Huët Vouvray Le Mont Sec 2011 – Huët is a winery I’ve always appreciated, but after this tasting its one that will be added to my personal cellar in greater quantities! Le Mont is one of the greatest vineyards in Vouvray, and as expected this wine was packed with minerality and ridiculous acid. It was great now, but has a long life ahead of it. I did a quick decant with the Swan decanter, I wanted it to have plenty of air contact in the wider base. Outside of a couple Savennières, I’ve never had a more powerful Chenin Blanc. The wine continuous evolved in the glass showing off lanolin, peaches, honey, smoke, minerality, and just the pure force of a world class wine. Incredible that its only $35 retail!

FX Pichler Grüner Veltliner Smaragd Dürnsteiner Liebenberg 2012 – Its always a treat to pull the corks on Pichler’s wines.

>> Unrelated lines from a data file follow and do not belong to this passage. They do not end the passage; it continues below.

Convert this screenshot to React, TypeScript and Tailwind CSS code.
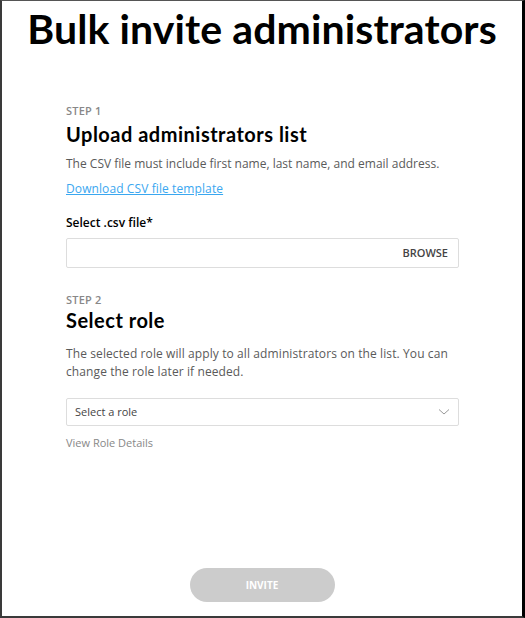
import React from "react";

export default function App() {
  const body = { fontFamily: '"Open Sans", "Noto Sans", sans-serif' };
  const head = { fontFamily: 'Lato, "Noto Sans", sans-serif' };
  return (
    <div className="w-[525px] h-[618px] bg-white">
      <div className="w-full h-full border-l-2 border-l-[#3a3a3a] border-r-[3px] border-r-black border-b-2 border-b-[#3a3a3a] border-t border-t-[#555] flex flex-col">
        <h1 style={head} className="text-[41px] leading-[46px] font-bold text-black text-center mt-[5px] tracking-[0.1px]">
          Bulk invite administrators
        </h1>
        <div style={body} className="pl-[64px] pr-[63px] mt-[52px] flex flex-col">
          <div className="text-[11px] leading-[14px] font-semibold text-[#888] tracking-[0.2px]">STEP 1</div>
          <div style={head} className="text-[20px] leading-[24px] font-bold text-black mt-[4px] tracking-[0.5px]">Upload administrators list</div>
          <p className="text-[12px] leading-[16px] text-[#5a5a5a] mt-[10px]">
            The CSV file must include first name, last name, and email address.
          </p>
          <a className="text-[12px] leading-[16px] text-[#3aa7f0] underline mt-[9px] self-start tracking-[0.1px]">Download CSV file template</a>
          <div className="text-[12px] leading-[16px] font-semibold text-black mt-[18px]">Select .csv file*</div>
          <div className="mt-[7px] h-[30px] border border-[#ddd] rounded-[2px] flex items-center justify-end pr-[10px]">
            <span className="text-[11px] font-semibold text-[#444]">BROWSE</span>
          </div>
          <div className="text-[11px] leading-[14px] font-semibold text-[#888] mt-[25px] tracking-[0.2px]">STEP 2</div>
          <div style={head} className="text-[20px] leading-[24px] font-bold text-black mt-[1px] tracking-[0.5px]">Select role</div>
          <p className="text-[12px] leading-[18px] text-[#5a5a5a] mt-[13px] tracking-[0.1px]">
            The selected role will apply to all administrators on the list. You can change the role later if needed.
          </p>
          <div className="mt-[17px] h-[28px] border border-[#ddd] rounded-[2px] flex items-center justify-between pl-[8px] pr-[8px]">
            <span className="text-[11px] text-[#444]">Select a role</span>
            <svg width="12" height="8" viewBox="0 0 12 8" fill="none">
              <path d="M1 1.5 L6 6 L11 1.5" stroke="#999" strokeWidth="1" />
            </svg>
          </div>
          <div className="text-[11px] leading-[14px] text-[#888] mt-[10px]">View Role Details</div>
        </div>
        <div className="flex-1" />
        <div className="flex justify-center mb-[14px]">
          <div style={body} className="w-[145px] h-[34px] rounded-full bg-[#cccccc] flex items-center justify-center text-[10px] font-bold text-white">
            INVITE
          </div>
        </div>
      </div>
    </div>
  );
}
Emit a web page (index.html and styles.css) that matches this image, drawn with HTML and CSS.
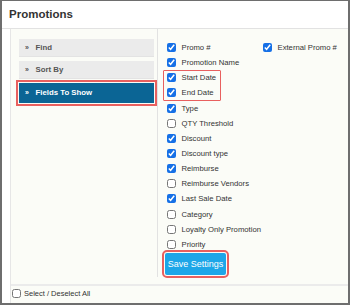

Every Pichler wine I’ve ever had needs more time to open up, so before the tasting started I poured it into the Bliss decanter and put it back in the fridge. It had more than an hour to open, and it still could have used more time. At first the wine showed a lot of banana esters, but resolved into all of the classic Grüner notes – white pepper, peaches, floral tones, minerality, and plenty of depth. You should always decant Pichler’s wines.

 

Foradori Fontanasanta Manzoni Bianco 2012 – Elisabetta is a powerful and elegant woman, and I think her wines mimic her personality. The Manzoni Bianco is a wine that I’ve enjoyed for years, and wanted to see how it stack up next a pile of world class whites, and it performed admirably. I splash decanted into the Face to Face decanter again to help it open and to knock it around with the faces. The wine had so much body and intensity, loads of floral tones, great minerality, and plenty of je ne se quoi.

 

A. Christmann Königsbacher Idig Riesling Grosses Gewächs 2007 – I’ve had the honor of enjoying this wine on multiple occasions, and for me this was the highlight of the night. I knew this wine would need plenty of time, so like the Pichler I decanted it before the tasting and put it back in the fridge. I had at least an hour and a half of time in the Amadeo decanter, used to maximize the air contact, before we enjoyed it. Rich and intense with too many flavors to name but mango, earth, citrus, minerals all played a role. This wine illustrated why Riesling is one of the noble varieties, and frankly I think it was better than the Corton-Charlemagne.

 

Domaine Dublère Corton-Charlemagne Grande Cru 2005 – I hadn’t tasted this wine in years, so I didn’t know what to expect from it. I was hesitant to decant it too far in advance because I didn’t want it to fall apart in the decanter. I opened the wine at 6pm and decanted it in the Swan decanter at 7:45. It was good but not great at the time of tasting. It felt like it had slight premox but was still drinkable. Very round, with lots of lees and a bit of oak showing. Unfortunately, I realized I made a mistake with this wine, I should have decanted hours before the tasting. I revisited this wine, still in decanter at 9:30 after I cleaned up. It was amazing, and came out of its shell.  All the premox notes I thought I was experiencing were just the opening notes of a fascinating wine. I’m sorry that my guests didn’t get to experience this wine in a fully opened state. This wine, possibly more than any other wine I decanted this month proved why you should decant wines, particularly world class whites.